◆ Exercise instructions
Reproduce the listing below without any change.

◆ Provided data
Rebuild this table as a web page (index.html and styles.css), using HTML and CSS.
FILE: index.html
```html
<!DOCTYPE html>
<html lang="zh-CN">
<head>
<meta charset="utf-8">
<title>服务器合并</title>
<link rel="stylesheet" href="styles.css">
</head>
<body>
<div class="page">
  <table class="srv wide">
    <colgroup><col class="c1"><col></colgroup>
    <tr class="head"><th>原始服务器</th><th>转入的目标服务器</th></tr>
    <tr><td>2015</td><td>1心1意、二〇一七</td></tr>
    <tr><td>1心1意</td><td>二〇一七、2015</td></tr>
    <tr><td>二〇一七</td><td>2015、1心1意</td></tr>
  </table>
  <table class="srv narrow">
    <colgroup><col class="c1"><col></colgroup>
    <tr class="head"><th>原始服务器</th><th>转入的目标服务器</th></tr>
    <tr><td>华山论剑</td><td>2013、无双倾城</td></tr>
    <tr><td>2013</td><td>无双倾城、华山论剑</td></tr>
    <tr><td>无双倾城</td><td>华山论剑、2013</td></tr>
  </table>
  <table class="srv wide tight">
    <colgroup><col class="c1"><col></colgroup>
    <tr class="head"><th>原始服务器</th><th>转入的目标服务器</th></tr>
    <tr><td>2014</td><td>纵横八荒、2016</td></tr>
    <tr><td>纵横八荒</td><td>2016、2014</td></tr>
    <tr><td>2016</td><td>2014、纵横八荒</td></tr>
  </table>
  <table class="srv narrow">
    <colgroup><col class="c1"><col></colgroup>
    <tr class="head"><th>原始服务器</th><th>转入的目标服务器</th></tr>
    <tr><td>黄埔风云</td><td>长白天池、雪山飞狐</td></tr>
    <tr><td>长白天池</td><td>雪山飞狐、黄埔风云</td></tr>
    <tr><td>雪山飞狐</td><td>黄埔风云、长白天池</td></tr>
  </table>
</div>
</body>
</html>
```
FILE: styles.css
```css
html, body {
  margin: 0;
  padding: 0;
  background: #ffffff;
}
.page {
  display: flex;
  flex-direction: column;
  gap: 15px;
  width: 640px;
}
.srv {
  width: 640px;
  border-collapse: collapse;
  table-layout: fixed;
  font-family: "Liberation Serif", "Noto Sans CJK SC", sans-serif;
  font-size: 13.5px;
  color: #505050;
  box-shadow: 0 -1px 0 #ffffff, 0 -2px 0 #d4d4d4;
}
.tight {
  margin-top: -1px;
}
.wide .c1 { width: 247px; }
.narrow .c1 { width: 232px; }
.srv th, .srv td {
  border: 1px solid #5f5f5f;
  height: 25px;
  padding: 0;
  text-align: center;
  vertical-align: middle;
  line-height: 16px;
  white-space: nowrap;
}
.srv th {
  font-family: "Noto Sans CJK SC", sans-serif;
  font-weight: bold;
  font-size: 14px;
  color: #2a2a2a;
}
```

◆ Written answer
Rebuild this table as a web page (index.html and styles.css), using HTML and CSS.
FILE: index.html
```html
<!DOCTYPE html>
<html lang="zh-CN">
<head>
<meta charset="utf-8">
<title>服务器合并</title>
<link rel="stylesheet" href="styles.css">
</head>
<body>
<div class="page">
  <table class="srv wide">
    <colgroup><col class="c1"><col></colgroup>
    <tr class="head"><th>原始服务器</th><th>转入的目标服务器</th></tr>
    <tr><td>2015</td><td>1心1意、二〇一七</td></tr>
    <tr><td>1心1意</td><td>二〇一七、2015</td></tr>
    <tr><td>二〇一七</td><td>2015、1心1意</td></tr>
  </table>
  <table class="srv narrow">
    <colgroup><col class="c1"><col></colgroup>
    <tr class="head"><th>原始服务器</th><th>转入的目标服务器</th></tr>
    <tr><td>华山论剑</td><td>2013、无双倾城</td></tr>
    <tr><td>2013</td><td>无双倾城、华山论剑</td></tr>
    <tr><td>无双倾城</td><td>华山论剑、2013</td></tr>
  </table>
  <table class="srv wide tight">
    <colgroup><col class="c1"><col></colgroup>
    <tr class="head"><th>原始服务器</th><th>转入的目标服务器</th></tr>
    <tr><td>2014</td><td>纵横八荒、2016</td></tr>
    <tr><td>纵横八荒</td><td>2016、2014</td></tr>
    <tr><td>2016</td><td>2014、纵横八荒</td></tr>
  </table>
  <table class="srv narrow">
    <colgroup><col class="c1"><col></colgroup>
    <tr class="head"><th>原始服务器</th><th>转入的目标服务器</th></tr>
    <tr><td>黄埔风云</td><td>长白天池、雪山飞狐</td></tr>
    <tr><td>长白天池</td><td>雪山飞狐、黄埔风云</td></tr>
    <tr><td>雪山飞狐</td><td>黄埔风云、长白天池</td></tr>
  </table>
</div>
</body>
</html>
```
FILE: styles.css
```css
html, body {
  margin: 0;
  padding: 0;
  background: #ffffff;
}
.page {
  display: flex;
  flex-direction: column;
  gap: 15px;
  width: 640px;
}
.srv {
  width: 640px;
  border-collapse: collapse;
  table-layout: fixed;
  font-family: "Liberation Serif", "Noto Sans CJK SC", sans-serif;
  font-size: 13.5px;
  color: #505050;
  box-shadow: 0 -1px 0 #ffffff, 0 -2px 0 #d4d4d4;
}
.tight {
  margin-top: -1px;
}
.wide .c1 { width: 247px; }
.narrow .c1 { width: 232px; }
.srv th, .srv td {
  border: 1px solid #5f5f5f;
  height: 25px;
  padding: 0;
  text-align: center;
  vertical-align: middle;
  line-height: 16px;
  white-space: nowrap;
}
.srv th {
  font-family: "Noto Sans CJK SC", sans-serif;
  font-weight: bold;
  font-size: 14px;
  color: #2a2a2a;
}
```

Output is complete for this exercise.